Interface induced voltage enhancement by the PSE

The developed PSE electrolyte endows alkaline zinc/lithium batteries with unprecedent voltage outputs. However, detailed calculations reveal a deviation of theoretical voltages from the obtained voltages, that is, the obtained voltages are even higher than the theoretical voltages if only the potential difference of the cathode and anode is considered. As shown in the ESI,† Fig. S12a and b, the symmetric redox peak of LiFePO₄ is located at 3.33 V (vs. Li⁺/Li) in the Py₁₄TFSI-HFE electrolyte, and the average discharge voltage of the LiFePO₄ cathode is ∼0.3 V (vs. SHE) at 0.2C. Considering the oxidation potential of the zinc anode in 3 M LiOH electrolyte is –1.23 V (vs. SHE) (ESI,† Fig. S13), accordingly, the theoretical average operating voltage of the Zn‖LiFePO₄ should be ∼1.53 V, which is far below the experimental result of 1.85 V. Similarly, for the LiMn₂O₄ cathode, two redox peaks located at 4.1 and 3.9 V (vs. Li⁺/Li), correspond to the two well-defined discharge plateaus (ESI,† Fig. S12c and d). The average discharge voltage is ∼0.98 V (vs. SHE) for LiMn₂O₄ in the Py₁₄TFSI-HFE electrolyte. This indicates that the two discharge plateaus of the Zn‖LiMn₂O₄ cell should be at 2.3 and 2.1 V, and the average operating voltage is ∼2.21 V, while it achieves 2.56 V in the PSE. Similarly, based on the CV measurements and galvanostatic discharge test results (ESI,† Fig. S12e–h), the high-potential LiNi_0.5Mn_1.5O₄ and LiCoMnO₄ material-based zinc/lithium hybrid batteries should have 2.8 and 2.75 V average working voltages, respectively, much less than the >3 V achieved.

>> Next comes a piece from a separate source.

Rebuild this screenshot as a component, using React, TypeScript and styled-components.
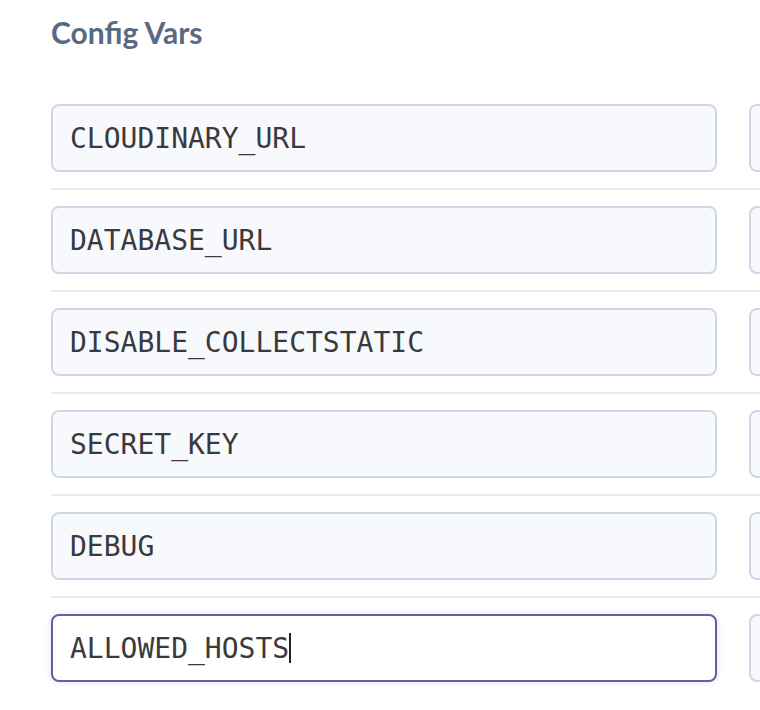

We note that all average operating voltages of the zinc/lithium hybrid batteries in the PSE are generally 0.35 V higher than the theoretical values. To clarify the mechanism of the voltage enhancement, MD studies were performed. Fig. 4(a) and (b) exhibit the distribution of Li⁺ and TFSI⁻ ions near the liquid–liquid interface in the PSE in the static and discharge states, and the corresponding snapshots of the cross section of the liquid–liquid interface are shown in the ESI,† Fig. S14 and S15. In the static state, the density of Li⁺ ions reaches 3 nm⁻³ within 1 nm from the interface in the aqueous component of the PSE (Fig. 4(c)). During discharge, TFSI⁻ and Li⁺ ions move towards the anode and cathode, respectively. Apparently, Li⁺ ions accumulate at the aqueous electrolyte side, while TFSI⁻ ions also diffuse across the liquid–liquid interface and accumulate at the aqueous side of the PSE, which can be attributed to the different transport velocities of ions in the aqueous phase and oil phase components of the PSE. Accordingly, the number density of Li⁺ ions increases significantly within 1 nm from the interface and dramatically decreases within 2–4 nm from the interface during discharge (Fig. 4(c)). TFSI⁻ ions also increase at the aqueous side compared to that in the static state (ESI,† Fig. S16). Therefore, the equilibrium state of the LiTFSI in the aqueous phase and oil phase components of the PSE is broken at the interface, leading to a remarkable concentration increase of LiTFSI in the aqueous phase component of PSE close to the interface. The concentration gradient will drive LiTFSI to spontaneously diffuse into the oil phase component of the PSE to maintain the balance.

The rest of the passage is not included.